*DATASET SECTION*.
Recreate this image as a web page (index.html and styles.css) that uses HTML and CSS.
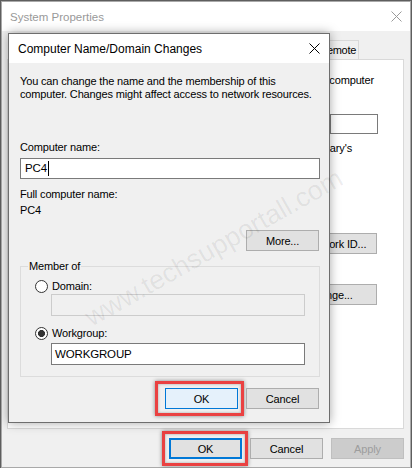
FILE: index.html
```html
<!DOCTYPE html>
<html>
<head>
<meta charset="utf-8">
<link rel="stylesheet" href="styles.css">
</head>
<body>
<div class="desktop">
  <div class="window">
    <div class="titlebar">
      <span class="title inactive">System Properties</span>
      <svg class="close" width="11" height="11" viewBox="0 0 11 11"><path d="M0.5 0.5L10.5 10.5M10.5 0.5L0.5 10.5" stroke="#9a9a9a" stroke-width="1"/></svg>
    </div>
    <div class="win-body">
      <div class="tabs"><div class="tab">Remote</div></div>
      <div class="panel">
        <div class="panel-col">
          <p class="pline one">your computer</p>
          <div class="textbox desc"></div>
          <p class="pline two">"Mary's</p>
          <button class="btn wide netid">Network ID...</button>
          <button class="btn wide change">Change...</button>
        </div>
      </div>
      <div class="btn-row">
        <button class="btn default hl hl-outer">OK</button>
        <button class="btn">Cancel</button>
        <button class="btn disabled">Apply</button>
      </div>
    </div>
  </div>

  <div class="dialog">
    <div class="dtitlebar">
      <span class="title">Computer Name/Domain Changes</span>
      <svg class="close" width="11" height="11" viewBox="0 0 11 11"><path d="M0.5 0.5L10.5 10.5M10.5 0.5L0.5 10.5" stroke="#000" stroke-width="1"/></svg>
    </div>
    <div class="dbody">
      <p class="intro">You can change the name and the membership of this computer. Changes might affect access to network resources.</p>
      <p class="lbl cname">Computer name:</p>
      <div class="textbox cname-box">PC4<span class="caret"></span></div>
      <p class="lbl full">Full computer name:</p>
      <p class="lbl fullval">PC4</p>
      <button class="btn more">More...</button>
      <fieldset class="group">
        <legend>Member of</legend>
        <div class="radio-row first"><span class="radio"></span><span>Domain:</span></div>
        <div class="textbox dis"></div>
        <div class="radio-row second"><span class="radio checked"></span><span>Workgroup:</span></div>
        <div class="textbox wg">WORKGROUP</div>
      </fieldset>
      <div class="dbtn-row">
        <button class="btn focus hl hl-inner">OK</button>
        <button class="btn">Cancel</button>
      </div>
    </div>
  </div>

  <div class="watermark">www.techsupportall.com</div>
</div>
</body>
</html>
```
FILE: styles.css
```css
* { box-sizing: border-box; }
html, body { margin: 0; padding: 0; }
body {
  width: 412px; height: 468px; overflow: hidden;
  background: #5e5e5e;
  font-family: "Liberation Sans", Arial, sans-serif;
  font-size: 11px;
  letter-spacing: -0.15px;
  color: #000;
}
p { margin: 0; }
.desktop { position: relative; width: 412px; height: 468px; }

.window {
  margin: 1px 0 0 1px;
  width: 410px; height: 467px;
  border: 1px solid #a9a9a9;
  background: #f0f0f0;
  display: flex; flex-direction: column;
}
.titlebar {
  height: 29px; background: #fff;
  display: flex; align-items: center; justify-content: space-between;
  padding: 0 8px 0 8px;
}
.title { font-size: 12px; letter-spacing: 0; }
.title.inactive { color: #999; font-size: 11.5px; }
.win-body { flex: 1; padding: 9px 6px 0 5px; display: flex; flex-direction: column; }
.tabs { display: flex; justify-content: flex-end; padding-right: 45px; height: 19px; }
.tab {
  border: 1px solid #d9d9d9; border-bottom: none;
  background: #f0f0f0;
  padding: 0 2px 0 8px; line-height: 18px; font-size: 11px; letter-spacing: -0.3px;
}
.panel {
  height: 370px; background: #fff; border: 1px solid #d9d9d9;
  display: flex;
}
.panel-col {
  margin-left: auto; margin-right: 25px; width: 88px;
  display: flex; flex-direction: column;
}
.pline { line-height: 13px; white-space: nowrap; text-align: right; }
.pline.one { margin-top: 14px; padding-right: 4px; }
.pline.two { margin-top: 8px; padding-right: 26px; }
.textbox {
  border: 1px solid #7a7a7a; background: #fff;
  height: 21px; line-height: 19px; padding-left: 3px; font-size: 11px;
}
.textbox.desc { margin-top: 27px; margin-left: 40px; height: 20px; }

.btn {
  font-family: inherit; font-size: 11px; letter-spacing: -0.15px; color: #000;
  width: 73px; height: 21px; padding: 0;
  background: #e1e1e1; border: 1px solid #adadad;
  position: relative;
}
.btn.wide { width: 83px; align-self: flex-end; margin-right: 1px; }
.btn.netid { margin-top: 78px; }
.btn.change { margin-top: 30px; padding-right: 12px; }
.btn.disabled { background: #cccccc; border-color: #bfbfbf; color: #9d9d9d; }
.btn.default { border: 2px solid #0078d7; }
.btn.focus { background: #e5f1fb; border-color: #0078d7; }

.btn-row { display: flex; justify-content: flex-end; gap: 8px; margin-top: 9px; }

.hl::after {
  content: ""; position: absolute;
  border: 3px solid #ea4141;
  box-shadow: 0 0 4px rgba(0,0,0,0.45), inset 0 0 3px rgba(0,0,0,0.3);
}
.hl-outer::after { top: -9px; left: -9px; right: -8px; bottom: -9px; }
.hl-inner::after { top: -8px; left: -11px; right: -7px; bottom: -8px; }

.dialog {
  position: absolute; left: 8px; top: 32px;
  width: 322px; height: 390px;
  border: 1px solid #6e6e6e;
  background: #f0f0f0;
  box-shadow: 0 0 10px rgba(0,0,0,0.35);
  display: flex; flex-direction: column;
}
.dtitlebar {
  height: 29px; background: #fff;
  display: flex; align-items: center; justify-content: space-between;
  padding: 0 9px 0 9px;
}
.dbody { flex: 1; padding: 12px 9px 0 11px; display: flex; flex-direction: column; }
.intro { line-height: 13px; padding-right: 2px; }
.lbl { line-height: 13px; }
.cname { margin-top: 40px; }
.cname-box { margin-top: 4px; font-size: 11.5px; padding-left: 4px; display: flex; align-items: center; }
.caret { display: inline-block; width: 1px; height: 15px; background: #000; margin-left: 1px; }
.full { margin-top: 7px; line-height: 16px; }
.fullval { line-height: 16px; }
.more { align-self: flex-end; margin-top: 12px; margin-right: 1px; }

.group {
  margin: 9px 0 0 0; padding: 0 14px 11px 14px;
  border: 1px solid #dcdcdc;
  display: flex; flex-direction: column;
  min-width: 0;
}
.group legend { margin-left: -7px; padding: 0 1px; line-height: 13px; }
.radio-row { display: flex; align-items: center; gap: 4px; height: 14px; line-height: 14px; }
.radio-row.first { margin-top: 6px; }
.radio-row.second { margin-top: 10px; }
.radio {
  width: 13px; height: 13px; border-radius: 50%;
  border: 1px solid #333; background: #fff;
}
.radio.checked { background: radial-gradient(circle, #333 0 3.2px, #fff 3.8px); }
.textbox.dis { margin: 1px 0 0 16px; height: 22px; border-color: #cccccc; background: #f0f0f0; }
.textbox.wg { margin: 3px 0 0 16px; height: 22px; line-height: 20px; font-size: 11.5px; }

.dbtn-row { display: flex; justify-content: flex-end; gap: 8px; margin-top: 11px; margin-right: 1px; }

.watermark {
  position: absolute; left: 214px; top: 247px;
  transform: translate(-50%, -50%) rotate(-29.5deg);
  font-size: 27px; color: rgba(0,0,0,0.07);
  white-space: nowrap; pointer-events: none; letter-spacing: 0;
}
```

*WHAT THE TASK REQUIRES*.
Output an exact copy of the material, with the pictures removed.

*THE REPLY*.
Recreate this image as a web page (index.html and styles.css) that uses HTML and CSS.
FILE: index.html
```html
<!DOCTYPE html>
<html>
<head>
<meta charset="utf-8">
<link rel="stylesheet" href="styles.css">
</head>
<body>
<div class="desktop">
  <div class="window">
    <div class="titlebar">
      <span class="title inactive">System Properties</span>
      <svg class="close" width="11" height="11" viewBox="0 0 11 11"><path d="M0.5 0.5L10.5 10.5M10.5 0.5L0.5 10.5" stroke="#9a9a9a" stroke-width="1"/></svg>
    </div>
    <div class="win-body">
      <div class="tabs"><div class="tab">Remote</div></div>
      <div class="panel">
        <div class="panel-col">
          <p class="pline one">your computer</p>
          <div class="textbox desc"></div>
          <p class="pline two">"Mary's</p>
          <button class="btn wide netid">Network ID...</button>
          <button class="btn wide change">Change...</button>
        </div>
      </div>
      <div class="btn-row">
        <button class="btn default hl hl-outer">OK</button>
        <button class="btn">Cancel</button>
        <button class="btn disabled">Apply</button>
      </div>
    </div>
  </div>

  <div class="dialog">
    <div class="dtitlebar">
      <span class="title">Computer Name/Domain Changes</span>
      <svg class="close" width="11" height="11" viewBox="0 0 11 11"><path d="M0.5 0.5L10.5 10.5M10.5 0.5L0.5 10.5" stroke="#000" stroke-width="1"/></svg>
    </div>
    <div class="dbody">
      <p class="intro">You can change the name and the membership of this computer. Changes might affect access to network resources.</p>
      <p class="lbl cname">Computer name:</p>
      <div class="textbox cname-box">PC4<span class="caret"></span></div>
      <p class="lbl full">Full computer name:</p>
      <p class="lbl fullval">PC4</p>
      <button class="btn more">More...</button>
      <fieldset class="group">
        <legend>Member of</legend>
        <div class="radio-row first"><span class="radio"></span><span>Domain:</span></div>
        <div class="textbox dis"></div>
        <div class="radio-row second"><span class="radio checked"></span><span>Workgroup:</span></div>
        <div class="textbox wg">WORKGROUP</div>
      </fieldset>
      <div class="dbtn-row">
        <button class="btn focus hl hl-inner">OK</button>
        <button class="btn">Cancel</button>
      </div>
    </div>
  </div>

  <div class="watermark">www.techsupportall.com</div>
</div>
</body>
</html>
```
FILE: styles.css
```css
* { box-sizing: border-box; }
html, body { margin: 0; padding: 0; }
body {
  width: 412px; height: 468px; overflow: hidden;
  background: #5e5e5e;
  font-family: "Liberation Sans", Arial, sans-serif;
  font-size: 11px;
  letter-spacing: -0.15px;
  color: #000;
}
p { margin: 0; }
.desktop { position: relative; width: 412px; height: 468px; }

.window {
  margin: 1px 0 0 1px;
  width: 410px; height: 467px;
  border: 1px solid #a9a9a9;
  background: #f0f0f0;
  display: flex; flex-direction: column;
}
.titlebar {
  height: 29px; background: #fff;
  display: flex; align-items: center; justify-content: space-between;
  padding: 0 8px 0 8px;
}
.title { font-size: 12px; letter-spacing: 0; }
.title.inactive { color: #999; font-size: 11.5px; }
.win-body { flex: 1; padding: 9px 6px 0 5px; display: flex; flex-direction: column; }
.tabs { display: flex; justify-content: flex-end; padding-right: 45px; height: 19px; }
.tab {
  border: 1px solid #d9d9d9; border-bottom: none;
  background: #f0f0f0;
  padding: 0 2px 0 8px; line-height: 18px; font-size: 11px; letter-spacing: -0.3px;
}
.panel {
  height: 370px; background: #fff; border: 1px solid #d9d9d9;
  display: flex;
}
.panel-col {
  margin-left: auto; margin-right: 25px; width: 88px;
  display: flex; flex-direction: column;
}
.pline { line-height: 13px; white-space: nowrap; text-align: right; }
.pline.one { margin-top: 14px; padding-right: 4px; }
.pline.two { margin-top: 8px; padding-right: 26px; }
.textbox {
  border: 1px solid #7a7a7a; background: #fff;
  height: 21px; line-height: 19px; padding-left: 3px; font-size: 11px;
}
.textbox.desc { margin-top: 27px; margin-left: 40px; height: 20px; }

.btn {
  font-family: inherit; font-size: 11px; letter-spacing: -0.15px; color: #000;
  width: 73px; height: 21px; padding: 0;
  background: #e1e1e1; border: 1px solid #adadad;
  position: relative;
}
.btn.wide { width: 83px; align-self: flex-end; margin-right: 1px; }
.btn.netid { margin-top: 78px; }
.btn.change { margin-top: 30px; padding-right: 12px; }
.btn.disabled { background: #cccccc; border-color: #bfbfbf; color: #9d9d9d; }
.btn.default { border: 2px solid #0078d7; }
.btn.focus { background: #e5f1fb; border-color: #0078d7; }

.btn-row { display: flex; justify-content: flex-end; gap: 8px; margin-top: 9px; }

.hl::after {
  content: ""; position: absolute;
  border: 3px solid #ea4141;
  box-shadow: 0 0 4px rgba(0,0,0,0.45), inset 0 0 3px rgba(0,0,0,0.3);
}
.hl-outer::after { top: -9px; left: -9px; right: -8px; bottom: -9px; }
.hl-inner::after { top: -8px; left: -11px; right: -7px; bottom: -8px; }

.dialog {
  position: absolute; left: 8px; top: 32px;
  width: 322px; height: 390px;
  border: 1px solid #6e6e6e;
  background: #f0f0f0;
  box-shadow: 0 0 10px rgba(0,0,0,0.35);
  display: flex; flex-direction: column;
}
.dtitlebar {
  height: 29px; background: #fff;
  display: flex; align-items: center; justify-content: space-between;
  padding: 0 9px 0 9px;
}
.dbody { flex: 1; padding: 12px 9px 0 11px; display: flex; flex-direction: column; }
.intro { line-height: 13px; padding-right: 2px; }
.lbl { line-height: 13px; }
.cname { margin-top: 40px; }
.cname-box { margin-top: 4px; font-size: 11.5px; padding-left: 4px; display: flex; align-items: center; }
.caret { display: inline-block; width: 1px; height: 15px; background: #000; margin-left: 1px; }
.full { margin-top: 7px; line-height: 16px; }
.fullval { line-height: 16px; }
.more { align-self: flex-end; margin-top: 12px; margin-right: 1px; }

.group {
  margin: 9px 0 0 0; padding: 0 14px 11px 14px;
  border: 1px solid #dcdcdc;
  display: flex; flex-direction: column;
  min-width: 0;
}
.group legend { margin-left: -7px; padding: 0 1px; line-height: 13px; }
.radio-row { display: flex; align-items: center; gap: 4px; height: 14px; line-height: 14px; }
.radio-row.first { margin-top: 6px; }
.radio-row.second { margin-top: 10px; }
.radio {
  width: 13px; height: 13px; border-radius: 50%;
  border: 1px solid #333; background: #fff;
}
.radio.checked { background: radial-gradient(circle, #333 0 3.2px, #fff 3.8px); }
.textbox.dis { margin: 1px 0 0 16px; height: 22px; border-color: #cccccc; background: #f0f0f0; }
.textbox.wg { margin: 3px 0 0 16px; height: 22px; line-height: 20px; font-size: 11.5px; }

.dbtn-row { display: flex; justify-content: flex-end; gap: 8px; margin-top: 11px; margin-right: 1px; }

.watermark {
  position: absolute; left: 214px; top: 247px;
  transform: translate(-50%, -50%) rotate(-29.5deg);
  font-size: 27px; color: rgba(0,0,0,0.07);
  white-space: nowrap; pointer-events: none; letter-spacing: 0;
}
```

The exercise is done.